Vol. 4 No. 22 · 2 December 1982

SIR: Some amusement was evoked among his old colleagues by Colin Legum’s review (LRB, 4 November). The main purpose was, of course, to rehearse his familiar arguments about the Lonrho takeover of the Observer, but it also served to show how well the mandarin style has remained intact since he left us. Legum has never, to my knowledge (and I have known him for 20 years), admitted being wrong in anything, so it is perhaps rather late for him to start. That is why he grinds on and on about the Observer battle which he and his cronies lost in the first half of 1981. Much of what he asserts in his review directly concerns me, since I was a main protagonist of Lonrho during the takeover debate before the Monopolies Commission: that debate, like Legum’s review, revolved around the problems of objective coverage in Africa, and I had merely said that when I edited a Lonrho paper in Zambia, the owners never interfered with editorial independence.

It also happens that after Legum had taken early retirement – which he had talked about long before Lonrho’s advent, by the way – I was appointed to succeed him, as the person on the staff who knew most about Africa. I hope, therefore, that you will give me the space to say something personally about his assertions that a disaster has struck the Observer, and that its integrity is in peril. Firstly, in my reporting of Africa, I do not care a straw for Lonrho’s views or interests.

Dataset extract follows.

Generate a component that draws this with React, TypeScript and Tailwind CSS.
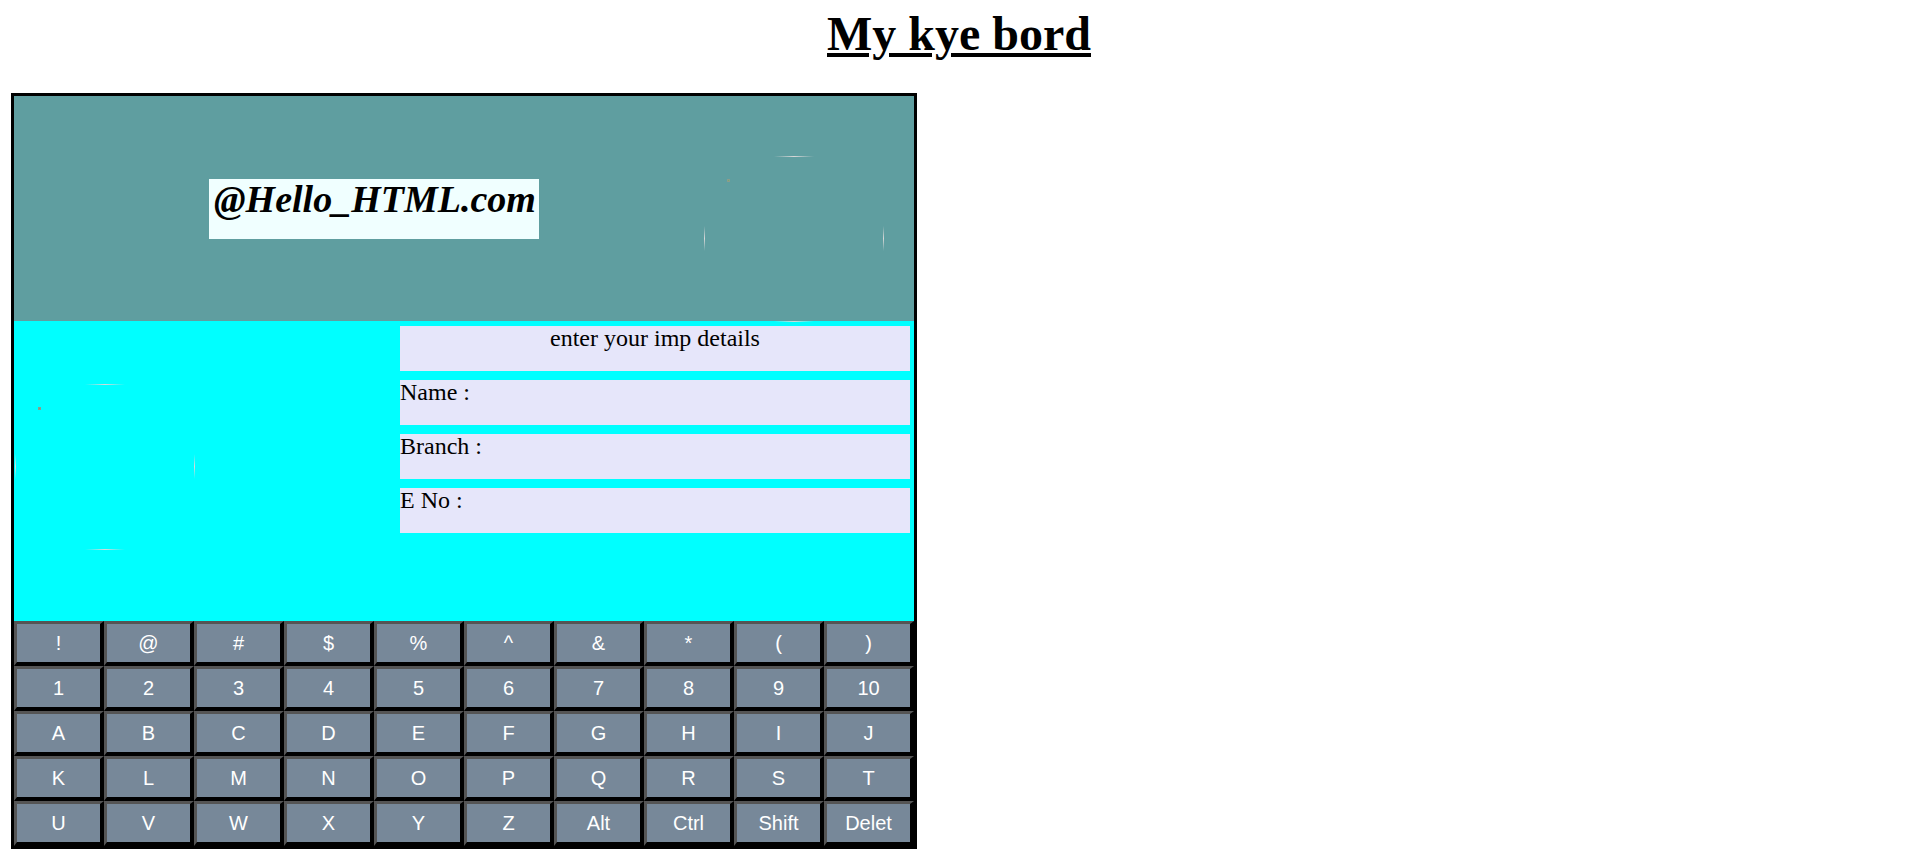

Can Legum give just one example of how I have compromised with the dreaded Tiny Rowland in the year since I took over the job? I challenge him. Indeed, the paper has published major sharp-edged pieces by me about Kenya, Zambia and Ghana – in each of which Lonrho has major interests. Too bad if those pieces did not go down well.

In some Utopian world, of course, newspapers would not be owned by tycoons. There would be better ways of sustaining high-minded (but generally loss-making) journals such as the Observer. Certainly, there are potential strains and risks in having Lonrho as the owner. But after all the rodomontade, what was the alternative (and seemingly very hesitant) consortium unveiled by the anti-Lonrho brigade at the last minute? It was headed by the Aga Khan – hardly without interests in Africa. If I have to eat my words, Colin will be to crow. But we are at least in here trying, while he is out there, pontificating.

Richard Hall
Observer, London EC4

Colin Legum writes: Bully for Dick! It is hardly surprising to learn that the only member of the Observer staff who pleaded Lonrho’s cause before the Monopolies Commission is contented in his relationship with the new proprietor. While Dick Hall told the Commission that he had never been interfered with by Tiny Rowland when he edited one of his papers in Zambia, two of his former colleagues submitted sworn affidavits to the Commission stating the opposite. So eager is Dick Hall to leap to his own, and Lonrho’s, defence that he appears to have failed to grasp the main thrust of my argument about the unreliability of the proprietor-editor relationship involved in tycoon ownership. I stressed the point that, so long as Donald Trelford remains editor, there is no immediate risk of direct editorial interference: but I cannot believe that Dick Hall can be unaware of the attempts at influencing certain aspects of the paper which have been made, quite understandably, since Lonrho acquired the Observer. As for the alternative prospective buyer, a consortium involving the Aga Khan and an influential Australian newspaper group, it is true that the Aga Khan has interests in Africa: but his interests and personality are hardly to be compared with those of Tiny Rowland. Finally, Dick Hall is misinformed when he writes that I had contemplated early retirement before the Lonrho deal went through. I was reducing my work-load gradually on approaching normal retirement age: but that was still some years away. My decision to leave when I did was due solely to the sale of the paper to Lonrho.